Entre estes, a maior polêmica se deu entre comunidades de judeus cristãos que
tinham arrumado as suas coleções e conseguiram que entrassem como links para os
evangelhos, muitos dos quais eram dos profetas do A.T. como os contos e
narrativas das sagas de Elias, Eliseu, dos Salmos e do canto do servo sofredor
do II Isaías, 40-56. Pelo meio há temas fundamentais sobre “puro e impuro”, a
observância do sábado que aparece a todo momento, porque estavam na época da
transição da observância do sábado para o domingo, “o primeiro dia da semana”,
que começava a ganhar força.
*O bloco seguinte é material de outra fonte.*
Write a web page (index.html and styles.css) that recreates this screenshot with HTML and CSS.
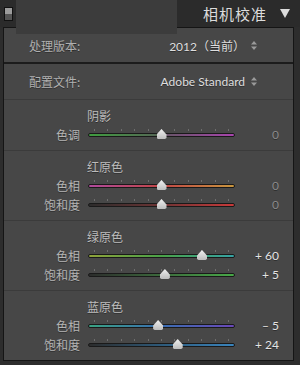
FILE: index.html
```html
<!DOCTYPE html>
<html lang="zh-CN">
  <head>
    <meta charset="UTF-8" />
    <meta name="viewport" content="width=device-width, initial-scale=1.0" />
    <title>相机校准</title>
    <link rel="stylesheet" href="styles.css">
  </head>
  <body>
    <div class="header">
      <div class="toggle-box"><span></span></div>
      <div class="header-title">
        <span>相机校准</span>
        <svg class="collapse-icon" width="10" height="9" viewBox="0 0 10 9">
          <path d="M0 0 L10 0 L5 9 Z" fill="#dcdcdc" />
        </svg>
      </div>
    </div>
    <div class="cover"></div>

    <div class="panel">
      <div class="section section-top">
        <div class="select-row">
          <span class="select-label">处理版本:</span>
          <span class="select-value">2012（当前）</span>
          <svg class="updown" width="6" height="9" viewBox="0 0 6 9">
            <path d="M0 3.5 L3 0 L6 3.5 Z M0 5.5 L3 9 L6 5.5 Z" fill="#9a9a9a" />
          </svg>
        </div>
      </div>

      <div class="section section-profile">
        <div class="select-row">
          <span class="select-label">配置文件:</span>
          <span class="select-value">Adobe Standard</span>
          <svg class="updown" width="6" height="9" viewBox="0 0 6 9">
            <path d="M0 3.5 L3 0 L6 3.5 Z M0 5.5 L3 9 L6 5.5 Z" fill="#9a9a9a" />
          </svg>
        </div>
      </div>

      <div class="section">
        <div class="group-title">阴影</div>
        <div class="slider-row">
          <span class="slider-label">色调</span>
          <div class="slider">
            <div class="ticks"><i></i><i></i><i></i><i></i><i></i><i></i><i></i><i></i><i></i><i></i><i></i></div>
            <div class="track track-tint"></div>
            <div class="range"><span class="thumb" style="left: 50%"></span></div>
          </div>
          <span class="slider-value zero">0</span>
        </div>
      </div>

      <div class="section">
        <div class="group-title">红原色</div>
        <div class="slider-row">
          <span class="slider-label">色相</span>
          <div class="slider">
            <div class="ticks"><i></i><i></i><i></i><i></i><i></i><i></i><i></i><i></i><i></i><i></i><i></i></div>
            <div class="track track-red-hue"></div>
            <div class="range"><span class="thumb" style="left: 50%"></span></div>
          </div>
          <span class="slider-value zero">0</span>
        </div>
        <div class="slider-row">
          <span class="slider-label">饱和度</span>
          <div class="slider">
            <div class="ticks"><i></i><i></i><i></i><i></i><i></i><i></i><i></i><i></i><i></i><i></i><i></i></div>
            <div class="track track-red-sat"></div>
            <div class="range"><span class="thumb" style="left: 50%"></span></div>
          </div>
          <span class="slider-value zero">0</span>
        </div>
      </div>

      <div class="section">
        <div class="group-title">绿原色</div>
        <div class="slider-row">
          <span class="slider-label">色相</span>
          <div class="slider">
            <div class="ticks"><i></i><i></i><i></i><i></i><i></i><i></i><i></i><i></i><i></i><i></i><i></i></div>
            <div class="track track-green-hue"></div>
            <div class="range"><span class="thumb" style="left: 80%"></span></div>
          </div>
          <span class="slider-value">+ 60</span>
        </div>
        <div class="slider-row">
          <span class="slider-label">饱和度</span>
          <div class="slider">
            <div class="ticks"><i></i><i></i><i></i><i></i><i></i><i></i><i></i><i></i><i></i><i></i><i></i></div>
            <div class="track track-green-sat"></div>
            <div class="range"><span class="thumb" style="left: 52.5%"></span></div>
          </div>
          <span class="slider-value">+ 5</span>
        </div>
      </div>

      <div class="section">
        <div class="group-title">蓝原色</div>
        <div class="slider-row">
          <span class="slider-label">色相</span>
          <div class="slider">
            <div class="ticks"><i></i><i></i><i></i><i></i><i></i><i></i><i></i><i></i><i></i><i></i><i></i></div>
            <div class="track track-blue-hue"></div>
            <div class="range"><span class="thumb" style="left: 47.5%"></span></div>
          </div>
          <span class="slider-value">– 5</span>
        </div>
        <div class="slider-row">
          <span class="slider-label">饱和度</span>
          <div class="slider">
            <div class="ticks"><i></i><i></i><i></i><i></i><i></i><i></i><i></i><i></i><i></i><i></i><i></i></div>
            <div class="track track-blue-sat"></div>
            <div class="range"><span class="thumb" style="left: 62%"></span></div>
          </div>
          <span class="slider-value">+ 24</span>
        </div>
      </div>
    </div>
  </body>
</html>
```

FILE: styles.css
```css
/* Camera calibration panel */
body {
  margin: 0;
  width: 300px;
  height: 365px;
  overflow: hidden;
  position: relative;
  background: #2d2d2d;
  font-family: Lato, "Noto Sans CJK SC", sans-serif;
  font-size: 12px;
}

.header {
  height: 27px;
  display: flex;
  align-items: center;
  justify-content: space-between;
  padding: 0 10px 0 4px;
  background: #2b2b2b;
}

.toggle-box {
  width: 7px;
  height: 12px;
  border: 1px solid #111;
  background: #555;
  display: flex;
  flex-direction: column;
}

.toggle-box span {
  height: 6px;
  background: #9c9c9c;
}

.header-title {
  display: flex;
  align-items: center;
  gap: 13px;
  color: #dcdcdc;
  font-family: "Noto Sans CJK SC", sans-serif;
  font-size: 15px;
  letter-spacing: 1px;
}

/* grey block laid over the header */
.cover {
  position: absolute;
  left: 16px;
  top: 0;
  width: 161px;
  height: 34px;
  background: #3c3c3c;
}

.panel {
  margin-left: 3px;
  width: 289px;
  height: 332px;
  border: 1px solid #151515;
  background: #474747;
  color: #b4b4b4;
  text-shadow: 0 1px 0 rgba(0, 0, 0, 0.35);
}

.section {
  padding: 8px 0 6px;
  border-bottom: 1px solid #3b3b3b;
}

.section:last-child {
  border-bottom: none;
}

.section-top {
  height: 34px;
  padding: 0;
  border-bottom: 2px solid #1c1c1c;
}

.section-profile {
  height: 35px;
  padding: 0;
}

.select-row {
  height: 100%;
  display: flex;
  align-items: center;
  padding: 0 36px 0 25px;
}

.select-label {
  font-family: "Noto Sans CJK SC", sans-serif;
  color: #b0b0b0;
}

.select-value {
  margin-left: auto;
  color: #dedede;
}

.updown {
  margin-left: 6px;
}

.group-title {
  height: 16px;
  line-height: 16px;
  margin-bottom: 1px;
  padding-left: 83px;
  font-family: "Noto Sans CJK SC", sans-serif;
  color: #bcbcbc;
}

.slider-row {
  height: 19px;
  display: flex;
  align-items: center;
}

.slider-label {
  width: 76px;
  text-align: right;
  font-family: "Noto Sans CJK SC", sans-serif;
  color: #b4b4b4;
}

.slider {
  position: relative;
  width: 147px;
  height: 19px;
  margin-left: 8px;
}

.ticks {
  position: absolute;
  left: 6px;
  right: 6px;
  top: 4px;
  display: flex;
  justify-content: space-between;
}

.ticks i {
  width: 1px;
  height: 2px;
  background: #6e6e6e;
}

.track {
  position: absolute;
  left: 0;
  right: 0;
  top: 8px;
  height: 2px;
  border: 1px solid #1a1a1a;
  border-radius: 3px;
}

.track-tint {
  background: linear-gradient(to right, #3f9c3f, #556655 48%, #665566 52%, #a845ad);
}

.track-red-hue {
  background: linear-gradient(to right, #b04a9c, #c24646 50%, #c8963e);
}

.track-red-sat {
  background: linear-gradient(to right, #2c2c2c, #6e3434 50%, #c83a3a);
}

.track-green-hue {
  background: linear-gradient(to right, #8ea23a, #4aa248 50%, #36a2a4);
}

.track-green-sat {
  background: linear-gradient(to right, #2c2c2c, #3c6a3c 50%, #48a848);
}

.track-blue-hue {
  background: linear-gradient(to right, #3aa282, #3a6eb2 50%, #6a48b8);
}

.track-blue-sat {
  background: linear-gradient(to right, #2c2c2c, #2e5a7a 50%, #3a84bc);
}

.range {
  position: absolute;
  left: 6px;
  right: 6px;
  top: 0;
  height: 19px;
}

.thumb {
  position: absolute;
  top: 4px;
  width: 10px;
  height: 10px;
  margin-left: -5px;
  background: linear-gradient(to bottom, #f0f0f0, #bdbdbd);
  clip-path: polygon(50% 0, 100% 55%, 100% 90%, 85% 100%, 15% 100%, 0 90%, 0 55%);
  filter: drop-shadow(0 1px 0 #222);
}

.slider-value {
  width: 44px;
  text-align: right;
  color: #e4e4e4;
}

.slider-value.zero {
  color: #8a8a8a;
}
```
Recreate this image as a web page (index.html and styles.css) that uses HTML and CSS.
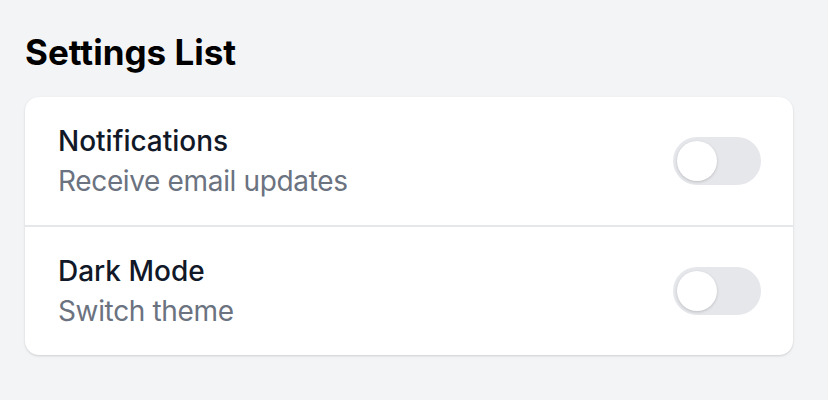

Note-se que a arte dos evangelistas chegava ao
ponto de arrumar discursos para que fossem atribuídos a Jesus, entre eles o
famoso discurso “da despedida”, do cap.17 de João, seguindo o costume dos
escritores da sua época que faziam a mesma coisa.
Conclusão.
Marcos demonstrou que os critérios da propaganda helenista não tinham condição
de definir a identidade de Jesus. Por isso esse evangelho já logo de início
preveniu o que pairava pelo ar sobre a filosofia helenística a respeito dos
apelidos que eles estavam inventando para classificar Jesus, mas que no final
das contas foram mesmo adotados pelas comunidades da Síria onde reinava a
filosofia não só helenística mas também gnóstica muito reinante nos ambientes
das comunidades joaninas. E das comunidades da Síria passou para o Novo
Testamento em geral. (Cf. R.Brown, As comunidades do discípulo amado, p.155).